Is it possible in lumi to ssh to a running node to monitor resources ? like running htop?
- Not with ssh, but yes.
- The reason for not allowing ssh is that everything you start this way, is not under the control of the resource manager. Even though there is an extension to Slurm to ensure that you can only log on to nodes on which you have jobs and that will take care of (trying to) kill all processes you start that way when your last job on a node ends, this is still not safe when multiple users are allowed on the node. The work you start in that ssh session is not subject to all your resource limits for your jobs, so you can eat into the resources that were meant for another user and cause trouble for that user.
Maybe a bit offtopic, but can I monitor GPUs load when I run the job? Like you have shown us running htop on CPU example. I mean some analog of nvtop but for AMD and for 8 GPUs.
- For simple metrics on your GPU usage you can use rocm-smi. For more information you can use profiling tools like rocprof. In the LUMI training materials archive you can find more information. For example, in the AI course we have a session on understanding GPU usage: https://lumi-supercomputer.github.io/LUMI-training-materials/ai-20241126/extra_04_CheckingGPU/. An extensive introduction to rocprof can be found here: https://lumi-supercomputer.github.io/LUMI-training-materials/4day-20241028/extra_3_09_Introduction_to_Rocprof_Profiling_Tool/. If you look at the sessions of the rest of the 4 day course, you can also find OmniTrace and Omniperf to get even more information on your application performance and GPU usage.
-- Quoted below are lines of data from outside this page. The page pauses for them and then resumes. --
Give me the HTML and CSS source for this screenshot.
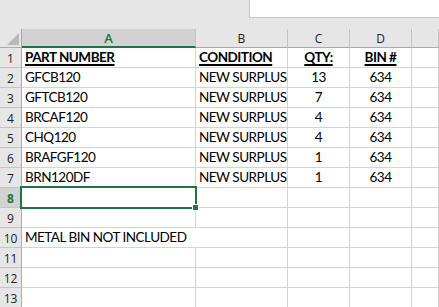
FILE: index.html
```html
<!DOCTYPE html>
<html>
<head>
<meta charset="utf-8">
<link rel="stylesheet" href="styles.css">
</head>
<body>
<div class="top"><div class="fbar"></div></div>
<div class="sheet">
  <div class="ch corner"><svg width="22" height="19" viewBox="0 0 22 19"><polygon points="7,16 19,16 19,4" fill="#b9b9b9"/></svg></div>
  <div class="ch sel">A</div>
  <div class="ch">B</div>
  <div class="ch">C</div>
  <div class="ch">D</div>
  <div class="ch"></div>

  <div class="rh">1</div><div class="c hd">PART NUMBER</div><div class="c hd">CONDITION</div><div class="c hd mid">QTY:</div><div class="c hd mid">BIN #</div><div class="c"></div>
  <div class="rh">2</div><div class="c">GFCB120</div><div class="c">NEW SURPLUS</div><div class="c mid">13</div><div class="c mid">634</div><div class="c"></div>
  <div class="rh">3</div><div class="c">GFTCB120</div><div class="c">NEW SURPLUS</div><div class="c mid">7</div><div class="c mid">634</div><div class="c"></div>
  <div class="rh">4</div><div class="c">BRCAF120</div><div class="c">NEW SURPLUS</div><div class="c mid">4</div><div class="c mid">634</div><div class="c"></div>
  <div class="rh">5</div><div class="c">CHQ120</div><div class="c">NEW SURPLUS</div><div class="c mid">4</div><div class="c mid">634</div><div class="c"></div>
  <div class="rh">6</div><div class="c">BRAFGF120</div><div class="c">NEW SURPLUS</div><div class="c mid">1</div><div class="c mid">634</div><div class="c"></div>
  <div class="rh">7</div><div class="c">BRN120DF</div><div class="c">NEW SURPLUS</div><div class="c mid">1</div><div class="c mid">634</div><div class="c"></div>
  <div class="rh rsel">8</div><div class="c active"><span class="handle"></span></div><div class="c"></div><div class="c"></div><div class="c"></div><div class="c"></div>
  <div class="rh">9</div><div class="c"></div><div class="c"></div><div class="c"></div><div class="c"></div><div class="c"></div>
  <div class="rh">10</div><div class="c over">METAL BIN NOT INCLUDED</div><div class="c"></div><div class="c"></div><div class="c"></div><div class="c"></div>
  <div class="rh">11</div><div class="c"></div><div class="c"></div><div class="c"></div><div class="c"></div><div class="c"></div>
  <div class="rh">12</div><div class="c"></div><div class="c"></div><div class="c"></div><div class="c"></div><div class="c"></div>
  <div class="rh">13</div><div class="c"></div><div class="c"></div><div class="c"></div><div class="c"></div><div class="c"></div>
</div>
</body>
</html>
```

FILE: styles.css
```css
html, body {
  margin: 0;
  padding: 0;
  background: #e6e6e6;
  overflow: hidden;
}
.top {
  height: 29px;
  position: relative;
}
.fbar {
  position: absolute;
  left: 249px;
  right: 0;
  top: 0;
  height: 17px;
  background: #fff;
  border-left: 1px solid #c6c6c6;
  border-bottom: 1px solid #c6c6c6;
}
.sheet {
  display: grid;
  grid-template-columns: 22px 174px 92px 62px 62px 1fr;
  grid-template-rows: 19px;
  grid-auto-rows: 20px;
  background: #fff;
  position: relative;
}
.ch {
  box-sizing: border-box;
  background: #e6e6e6;
  border-right: 1px solid #c4c4c4;
  border-bottom: 1px solid #ababab;
  font-family: "Open Sans", "Noto Sans", sans-serif;
  font-size: 12px;
  color: #222;
  display: flex;
  align-items: center;
  justify-content: center;
  padding-top: 1px;
}
.ch.corner {
  display: block;
  padding: 0;
  border-right-color: #ababab;
}
.ch.corner svg { display: block; }
.ch.sel {
  background: #d2d2d2;
  border-bottom: 2px solid #217346;
  color: #217346;
  font-size: 13px;
  font-weight: 600;
}
.rh {
  box-sizing: border-box;
  background: #e6e6e6;
  border-right: 1px solid #ababab;
  border-bottom: 1px solid #c4c4c4;
  font-family: "Open Sans", "Noto Sans", sans-serif;
  font-size: 12px;
  color: #222;
  display: flex;
  align-items: center;
  justify-content: center;
  padding-top: 1px;
}
.rh.rsel {
  background: #d2d2d2;
  color: #217346;
  font-weight: 700;
}
.c {
  box-sizing: border-box;
  border-right: 1px solid #d4d4d4;
  border-bottom: 1px solid #d4d4d4;
  font-family: "Lato", "Liberation Sans", sans-serif;
  font-size: 13.5px;
  letter-spacing: -0.5px;
  color: #000;
  display: flex;
  align-items: flex-end;
  padding: 0 3px 2px;
  white-space: nowrap;
  line-height: 16px;
}
.c.mid { justify-content: center; }
.c.hd {
  font-weight: 700;
  text-decoration: underline;
  text-decoration-thickness: 1.5px;
  text-underline-offset: 2px;
}
.c.over {
  overflow: visible;
  border-right-color: transparent;
  position: relative;
  z-index: 1;
}
.c.active {
  position: relative;
  box-shadow: 0 0 0 1px #217346;
  border: 1px solid #217346;
  margin: -1px 0 0 -1px;
  width: calc(100% + 1px);
  height: 21px;
}
.handle {
  position: absolute;
  right: -4px;
  bottom: -4px;
  width: 5px;
  height: 5px;
  background: #217346;
  border: 1px solid #fff;
}
```
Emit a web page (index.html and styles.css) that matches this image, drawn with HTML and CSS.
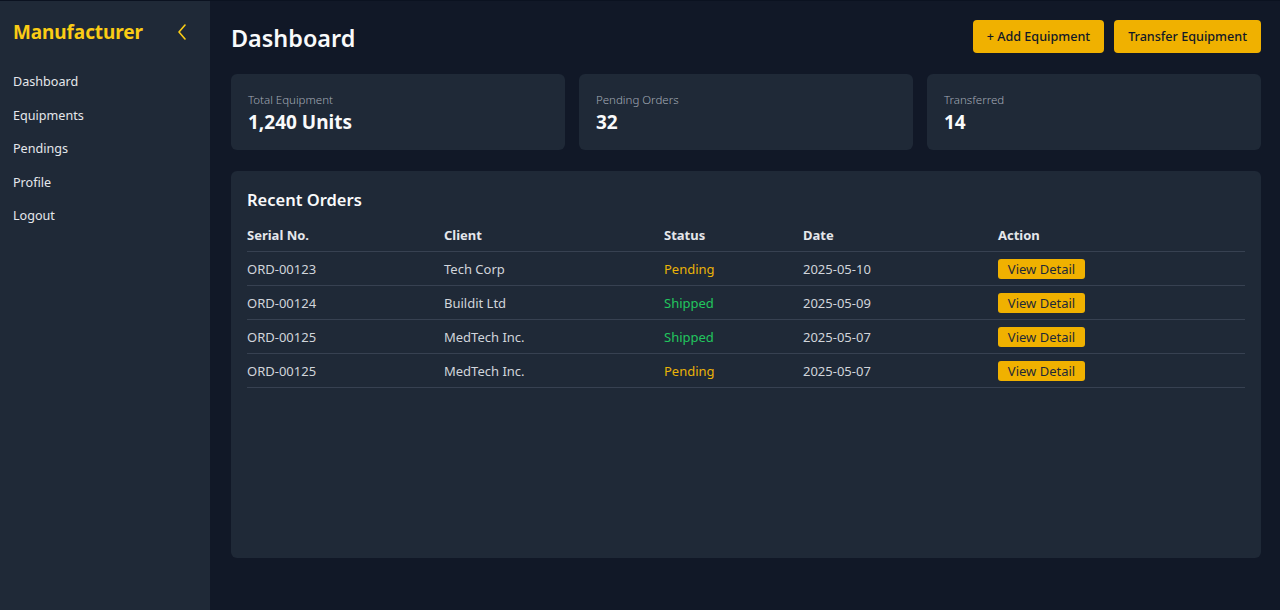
FILE: index.html
```html
<!DOCTYPE html>
<html lang="en">
<head>
<meta charset="utf-8">
<title>Manufacturer Dashboard</title>
<link rel="stylesheet" href="styles.css">
</head>
<body>
<div class="app">
  <aside class="sidebar">
    <div class="brand">
      <span class="brand-name">Manufacturer</span>
      <svg class="collapse" width="10" height="16" viewBox="0 0 10 16" fill="none" stroke="#facc15" stroke-width="1.6" stroke-linecap="round" stroke-linejoin="round"><path d="M8 1 L2 8 L8 15"/></svg>
    </div>
    <nav class="nav">
      <a class="nav-item">Dashboard</a>
      <a class="nav-item">Equipments</a>
      <a class="nav-item">Pendings</a>
      <a class="nav-item">Profile</a>
      <a class="nav-item">Logout</a>
    </nav>
  </aside>
  <main class="main">
    <header class="topbar">
      <h1 class="title">Dashboard</h1>
      <div class="actions">
        <button class="btn">+ Add Equipment</button>
        <button class="btn">Transfer Equipment</button>
      </div>
    </header>
    <section class="stats">
      <div class="card">
        <div class="card-label">Total Equipment</div>
        <div class="card-value">1,240 Units</div>
      </div>
      <div class="card">
        <div class="card-label">Pending Orders</div>
        <div class="card-value">32</div>
      </div>
      <div class="card">
        <div class="card-label">Transferred</div>
        <div class="card-value">14</div>
      </div>
    </section>
    <section class="panel">
      <h2 class="panel-title">Recent Orders</h2>
      <table class="orders">
        <thead>
          <tr><th class="c1">Serial No.</th><th class="c2">Client</th><th class="c3">Status</th><th class="c4">Date</th><th class="c5">Action</th></tr>
        </thead>
        <tbody>
          <tr><td>ORD-00123</td><td>Tech Corp</td><td class="pending">Pending</td><td>2025-05-10</td><td><button class="view">View Detail</button></td></tr>
          <tr><td>ORD-00124</td><td>Buildit Ltd</td><td class="shipped">Shipped</td><td>2025-05-09</td><td><button class="view">View Detail</button></td></tr>
          <tr><td>ORD-00125</td><td>MedTech Inc.</td><td class="shipped">Shipped</td><td>2025-05-07</td><td><button class="view">View Detail</button></td></tr>
          <tr><td>ORD-00125</td><td>MedTech Inc.</td><td class="pending">Pending</td><td>2025-05-07</td><td><button class="view">View Detail</button></td></tr>
        </tbody>
      </table>
    </section>
  </main>
</div>
</body>
</html>
```
FILE: styles.css
```css
* { box-sizing: border-box; }
html, body { margin: 0; padding: 0; height: 100%; }
body {
  font-family: "Noto Sans", "Open Sans", sans-serif;
  background: #111827;
  color: #e5e7eb;
}
.app {
  display: flex;
  height: 610px;
  border-top: 1px solid #0b1220;
}
.sidebar {
  width: 210px;
  flex-shrink: 0;
  background: #1f2937;
  padding: 18px 13px;
}
.brand {
  display: flex;
  align-items: center;
  justify-content: space-between;
  padding-right: 10px;
  height: 26px;
}
.brand-name {
  color: #facc15;
  font-size: 19px;
  font-weight: 700;
  letter-spacing: -0.1px;
}
.collapse { display: block; }
.nav {
  display: flex;
  flex-direction: column;
  margin-top: 27px;
  gap: 14.5px;
}
.nav-item {
  color: #e5e7eb;
  font-size: 12.6px;
  line-height: 19px;
}
.main {
  flex: 1;
  padding: 19px 19px 0 21px;
  display: flex;
  flex-direction: column;
}
.topbar {
  display: flex;
  justify-content: space-between;
  align-items: flex-start;
  height: 54px;
}
.title {
  margin: 2px 0 0;
  font-size: 23.4px;
  font-weight: 600;
  color: #f9fafb;
  line-height: 32px;
}
.actions { display: flex; gap: 10px; }
.btn {
  font-family: inherit;
  background: #f0b100;
  color: #111827;
  border: none;
  border-radius: 4px;
  height: 33px;
  padding: 0 14px;
  font-size: 12.6px;
  font-weight: 500;
}
.stats {
  display: grid;
  grid-template-columns: repeat(3, 1fr);
  gap: 14px;
}
.card {
  background: #1f2937;
  border-radius: 6px;
  height: 76px;
  padding: 18px 17px 0;
}
.card-label {
  font-size: 11.5px;
  font-weight: 300;
  color: #a3aab6;
  line-height: 16px;
}
.card-value {
  margin-top: 1px;
  font-size: 19px;
  font-weight: 700;
  color: #f9fafb;
  line-height: 26px;
}
.panel {
  margin-top: 21px;
  background: #1f2937;
  border-radius: 6px;
  height: 387px;
  padding: 17px 16px;
}
.panel-title {
  margin: 0 0 10px;
  font-size: 16.5px;
  font-weight: 600;
  color: #f9fafb;
  line-height: 24px;
}
.orders {
  width: 100%;
  border-collapse: collapse;
  font-size: 13px;
}
.orders th {
  text-align: left;
  font-weight: 700;
  color: #e5e7eb;
  padding: 4px 0 0;
  height: 29px;
  vertical-align: top;
  line-height: 18px;
  border-bottom: 1px solid #374151;
}
.orders td {
  padding: 2px 0 0;
  height: 34px;
  color: #d1d5db;
  border-bottom: 1px solid #374151;
  vertical-align: middle;
}
.c1 { width: 197px; }
.c2 { width: 220px; }
.c3 { width: 139px; }
.c4 { width: 195px; }
.pending { color: #eab308 !important; }
.shipped { color: #22c55e !important; }
.view {
  font-family: inherit;
  background: #f0b100;
  color: #1f2937;
  border: none;
  border-radius: 3px;
  height: 20px;
  width: 87px;
  padding: 0;
  font-size: 13px;
  line-height: 20px;
}
```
- When using rocm-smi, check not only that the load is high (close to 100%) but also that the power consumption is around 300W (if only one GCD of a MI250X is used) or around 500W if using both GCDs per GPU. This is important as a GPU can be busy but in reality it just waits for a data or synchronization without actually doing anything.
- And there is actually a port of nvtop for AMD GPUs and we do have a user-installable EasyConfig for it.